Eldad está regando sus plantas. Su esposa y sus tres hijos han ido a hacer compras a Jerusalén y ahora él comparte su casa prefabricada y su terrenito con su perro, un montón de periquitos y una docena de gansos. Eldad tiene 34 años, trabaja como administrativo en la Universidad de Jerusalén y ahora apura sus últimos días de vacaciones estivales. Es delgado y, pese a su edad, su cortísima cabellera está entreverada de canas
"¿Mi opinión sobre lo que está ocurriendo? Tengo dos respuestas posibles: la primera es que creo que todo esto es bueno para Israel; la segunda es que es evidente que es malo para nosotros, los habitantes de Vered Jericho. Nosotros vamos a pagar el precio de la paz". Eldad hace una pausa para ir a buscar una botella de agua y cuando regresa continúa: "Soy de izquierdas y quiero la paz. Voté laborista en las últimas elecciones, pero la verdad es que como todo el mundo en Jericó, árabes o judíos, estoy conmocionado por el acuerdo entre Simón Peres y Arafat. Todo ha sido tan rápido, tan repentino... Pero si reflexiono me doy cuenta de que ésto tenía que ocurrir: nadie puede detener el curso de la historia".
Eldad y su familia se instalaron en la colonia hace seis años. "No lo hicimos por razones políticas o religiosas, sino porque, aunque parezca una locura, nos gusta este lugar". Elded recorre con la mirada el abrasado paisaje de la colina, el desierto que la rodea y el oasis de Jericó allí al fondo. "Es hermoso, ¿no?". Lo es.
La gran mayoría de las cuarenta familias que habitan la colonia no pertenecen al Gush Emunim ni a ningún otro grupo judío ultranacionalista o ultraortodoxo.

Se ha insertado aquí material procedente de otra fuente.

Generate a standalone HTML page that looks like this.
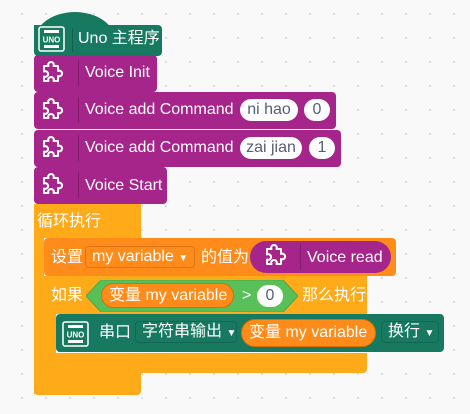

Son, dice Eldad, "gente normal". ¿Resistirán si el Gobierno de Israel les obliga a desa1ejar el lugar? "No creo que aquí nadie piense seriamente en resistir. Si tiene que hacerlo, el Gobierno nos expulsará fácilmente. Somos pocos y pesamos poco en este asunto, que es de interés mundial", responde el empleado de la Universidad de Jerusalén.
A unas cuantas casas de allí, Sima, de 38 años, casada y madre de tres hijos, confiesa estar 11 aterrada`. Sima limpia los cristales exteriores de su vivienda, casi alcanzada por la balsámica sombra de un olivo que su marido plantó cuando la familia se instaló en la colonia hace 11 años.
"Es horrible; es como una bomba", dice. "Si la OLP se hace cargo de Jericó, no podremos seguir viviendo aquí. No habrá ninguna seguridad para nosotros. Habrá batallas permanentes entre la gente de la OLP y los islamistas de Hamás, los árabes se desfogarán de todas sus frustraciones atancándonos a nosotros, a los judíos".
Sima está indignadísima con el Gobierno israelí. "El Gobierno", cuenta, "nos invitó a instalarnos aquí; nos gastamos un dineral construyendo estas casas; invertimos, miles de horas intentando hacer habitable esta colina... El Gobierno tiene que encontrarnos una solución, no puede abandonarnos".
Sima y su esposo trabajan como funcionarios en Jerusalén, tras haber intentado durante años vivir como agricultores en la colonia. Sus hijos, como los de Eldad, van a la escuela construida en pleno corazón de la colonia, una escuela de muros pintados con personajes de Walt Disney. Pero aunque, a diferencia de su vecino, a Sima le domine la rabia y el miedo, ella también piensa que no hay resistencia posible. "Tendremos que irnos".